Dark Souls is about pattern recognition. There’s no time limit (most of the time) and no raw memorisation - you don’t have a plan to beat a boss from start to finish. You learn general openings after attacks and the timings of their swings to dodge correctly, but it's more dynamic and varied. There’s still memorisation involved, but it's more awkwardly cobbled together. A Dark Souls speedrun on the other hand - that's where it becomes exactly the same.
When you’re on a clock, you can almost always go faster. And F Zero GX gives you all the tools to go as fast as you’d want to go, far beyond what most people can actually handle. It gives you all the rope you’d ever need to hang yourself. Playing the game is about constantly refining your approach to an absolute mirror sheen - as are all speedruns. The idea of coming back and playing this game for fun after finishing our podcast episode makes my heart ache in pain, because it's just you having to force yourself to get better on the anvil of progress. You, the track and the clock - get better and die trying.

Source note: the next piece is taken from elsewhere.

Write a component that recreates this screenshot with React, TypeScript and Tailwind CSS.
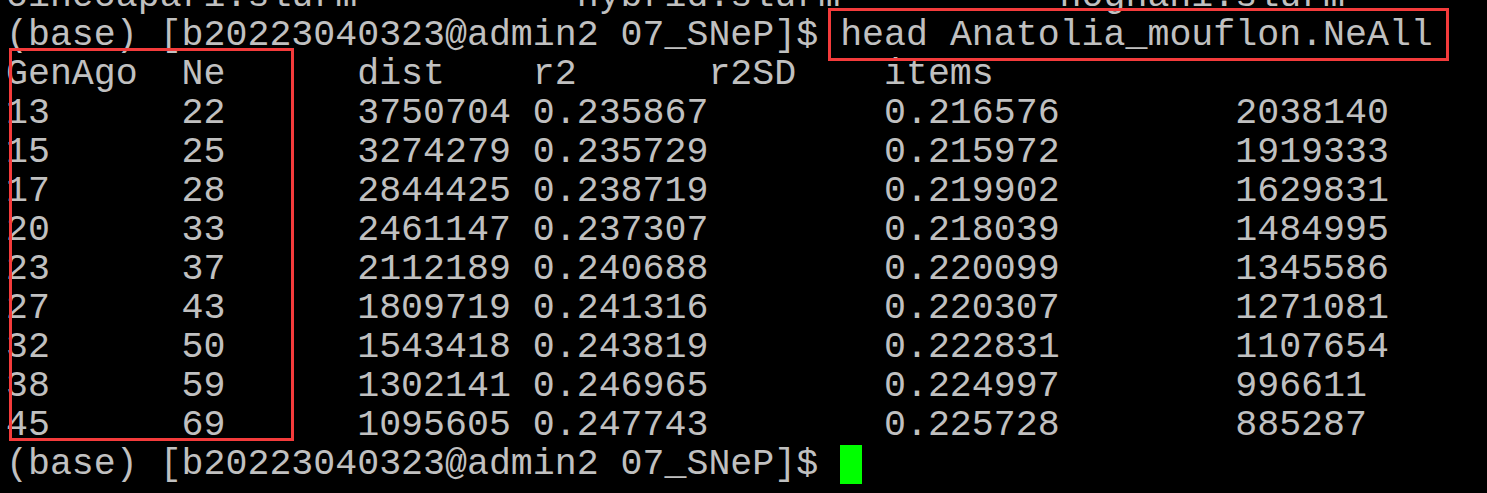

So ultimately, I don’t think these games are for me. I admire the design of F Zero GX. I feel that it took courage to make a game about going fast when it punishes you so heavily for doing so if you don’t take the corners exactly right. And I respect those who have put in the time to master its tracks and do ludicrous things with shortcuts. But if I’m going to play a game that forces mastery, I’d rather turn to the multiplayer sphere of Dota 2 or Counter-Strike, where I get to judge myself against others...instead of being trapped in a room with just the clock for company.